Saying ‘no’ can be difficult. You don’t want to hurt anyone’s feelings, or have regrets about not going and get FOMO. But making careful decisions about the things you commit to can make a huge difference in helping you feel less stressed.

‘Decide what matters to you most on a case-by-case basis,’ says Nicky.

‘Sometimes seeing a friend or attending a party when you don’t feel like it, in order to nurture a friendship will be important. Other times, saying “no” will be the right thing for you. 

‘Being honest with yourself (and friends and family) about your thoughts and feelings will help. You may find alternative ways to nurture friendships, you may find others feel similarly and that your fears about upsetting people are unfounded.’

Sarah says you have to work out what is most important to you during this period.

Maybe you have a limit on the amount of money you are willing to spend, or time you want to go out for, or indeed who you want to see,’ she says.

‘Once you have a clear idea of what your boundaries are, it is important to communicate this calmly, clearly and in a respectful way to the people that this may impact.’

She adds that it’s also important to be realistic with yourself and accept that you may feel uncomfortable setting the boundary.

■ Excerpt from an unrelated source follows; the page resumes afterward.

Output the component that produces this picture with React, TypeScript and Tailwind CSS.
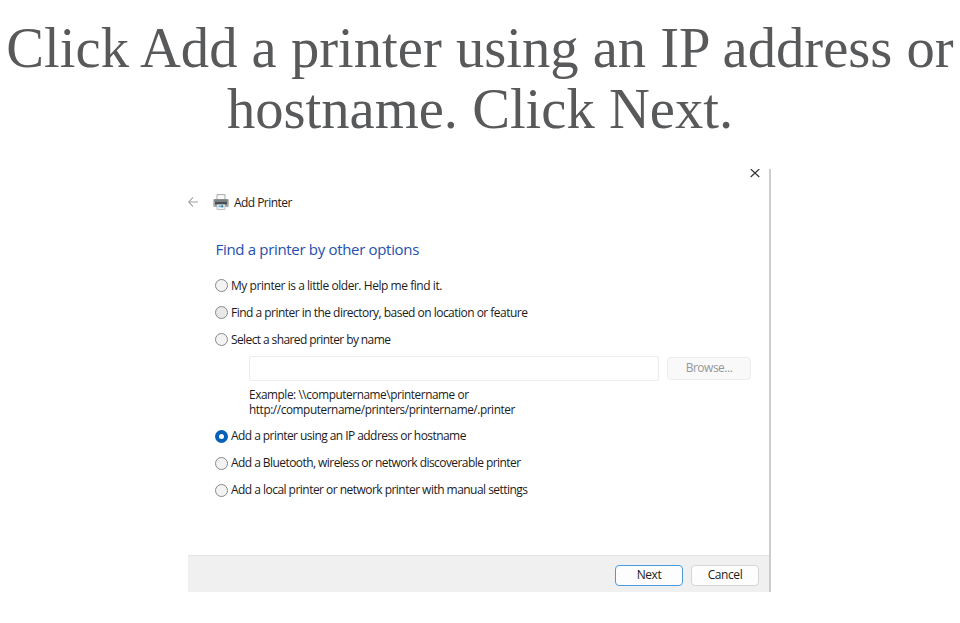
function Option({ label, tracking, checked = false, fill = 'bg-[#f3f3f3]' }: { label: string; tracking: string; checked?: boolean; fill?: string }) {
  return (
    <label className="flex h-[27px] items-center whitespace-nowrap">
      <span
        className={
          checked
            ? 'flex size-[13px] shrink-0 items-center justify-center rounded-full bg-[#0560b8]'
            : `size-[13px] shrink-0 rounded-full border border-[#888888] ${fill}`
        }
      >
        {checked && <span className="size-[5px] rounded-full bg-white" />}
      </span>
      <span className={`ml-[3px] pt-px ${tracking}`}>{label}</span>
    </label>
  );
}

function PrinterIcon() {
  return (
    <svg width="16" height="16" viewBox="0 0 16 16" className="shrink-0">
      <path d="M4 6V.6h8V6" fill="#fafafa" stroke="#a8abad" />
      <rect x=".3" y="5" width="15.4" height="8" rx="1" fill="#a4a8ab" />
      <rect x="1.5" y="5.3" width="13" height="2.7" fill="#7a7f83" />
      <rect x="2" y="8" width="12" height="2.6" fill="#474d51" />
      <path d="M4 10.5h8v5H4z" fill="#eef6fa" stroke="#b0b4b6" strokeWidth=".8" />
      <path d="M5.5 11.3h3v2h-3z" fill="#6cc0dc" />
      <path d="M8.3 11.3h2v2h-2z" fill="#286e9d" />
    </svg>
  );
}

export default function App() {
  return (
    <main className="flex h-[623px] w-[960px] flex-col overflow-hidden bg-white font-['Open_Sans','Noto_Sans',sans-serif] text-[12px] leading-[14.5px] text-[#1c1c1c]">
      <h1 className="mt-[18px] h-[151px] text-center font-['Liberation_Serif','Times_New_Roman',serif] text-[56.6px] leading-[61px] whitespace-nowrap text-[#58595b]">
        Click Add a printer using an IP address or
        <br />
        hostname. Click Next.
      </h1>
      <section className="ml-[188px] flex h-[423px] w-[583px] flex-col border-r-2 border-[#cdcdcd]">
        <div className="flex h-[9px] justify-end pr-[9px]">
          <svg width="10" height="9" viewBox="0 0 10 9" fill="none" stroke="#333" strokeWidth="1.2">
            <path d="M.7 0 9.3 8M9.3 0 .7 8" />
          </svg>
        </div>
        <header className="mt-[15px] flex h-[18px] items-center">
          <svg width="10" height="10" viewBox="0 0 10 10" fill="none" stroke="#a0a0a0" strokeWidth="1.1">
            <path d="M10 5H.8M5 .4.8 5 5 9.6" />
          </svg>
          <span className="ml-[15px]">
            <PrinterIcon />
          </span>
          <span className="ml-[5px] pt-[2px] tracking-[-0.55px]">Add Printer</span>
        </header>
        <h2 className="mt-[28px] ml-[27.5px] h-[21px] text-[15px] leading-[21px] tracking-[-0.32px] whitespace-nowrap text-[#2450ae]">
          Find a printer by other options
        </h2>
        <div className="mt-[12px] ml-[27px]">
          <Option label="My printer is a little older. Help me find it." tracking="tracking-[-0.45px]" />
          <Option label="Find a printer in the directory, based on location or feature" tracking="tracking-[-0.52px]" fill="bg-[#e8e8e8]" />
          <Option label="Select a shared printer by name" tracking="tracking-[-0.6px]" />
        </div>
        <div className="mt-[3px] ml-[61px] flex items-center">
          <div className="h-[25px] w-[410px] rounded-[2px] border border-[#ececec] bg-white" />
          <button className="ml-[8px] h-[23px] w-[84px] rounded-[4px] border border-[#ececec] bg-[#f9f9f9] tracking-[-0.5px] text-[#979797]">
            Browse...
          </button>
        </div>
        <p className="mt-[6px] ml-[61px] h-[29px] text-[11.8px] tracking-[-0.42px] whitespace-nowrap">
          Example: \\computername\printername or
          <br />
          http://computername/printers/printername/.printer
        </p>
        <div className="mt-[6.5px] ml-[27px]">
          <Option label="Add a printer using an IP address or hostname" tracking="tracking-[-0.56px]" checked />
          <Option label="Add a Bluetooth, wireless or network discoverable printer" tracking="tracking-[-0.56px]" />
          <Option label="Add a local printer or network printer with manual settings" tracking="tracking-[-0.53px]" />
        </div>
        <footer className="mt-auto flex h-[37px] items-center justify-end gap-[8px] border-t border-[#e3e3e3] bg-[#f0f0f0] pt-[2px] pr-[10px]">
          <button className="h-[21px] w-[68px] rounded-[4px] border border-[#4a9ade] bg-[#fdfdfd] pt-px tracking-[-0.4px]">Next</button>
          <button className="h-[21px] w-[68px] rounded-[4px] border border-[#d5d5d5] bg-[#fdfdfd] pt-px tracking-[-0.4px]">Cancel</button>
        </footer>
      </section>
    </main>
  );
}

‘However, reminding yourself how you will feel if you don’t and the reasons as to why this boundary are important to you, can be helpful. This is your way of self-care. You cannot control other people’s reactions to your boundary setting, but you can control how you relay the boundary to others.’

In terms of FOMO, Sarah says it is definitely possible to reframe this in your mind.

‘It can be helpful to think of it in this way: If you are saying “no” to something, it means that you are saying “yes” to something else that is important to you, even if that is rest and recuperation,’ she explains.

‘There will always be consequences with our choices, but there will be benefits too. It is important to remember that we are in control of what we choose to do or not do.

‘It is our choice and we are choosing to act in line with what is important to us.’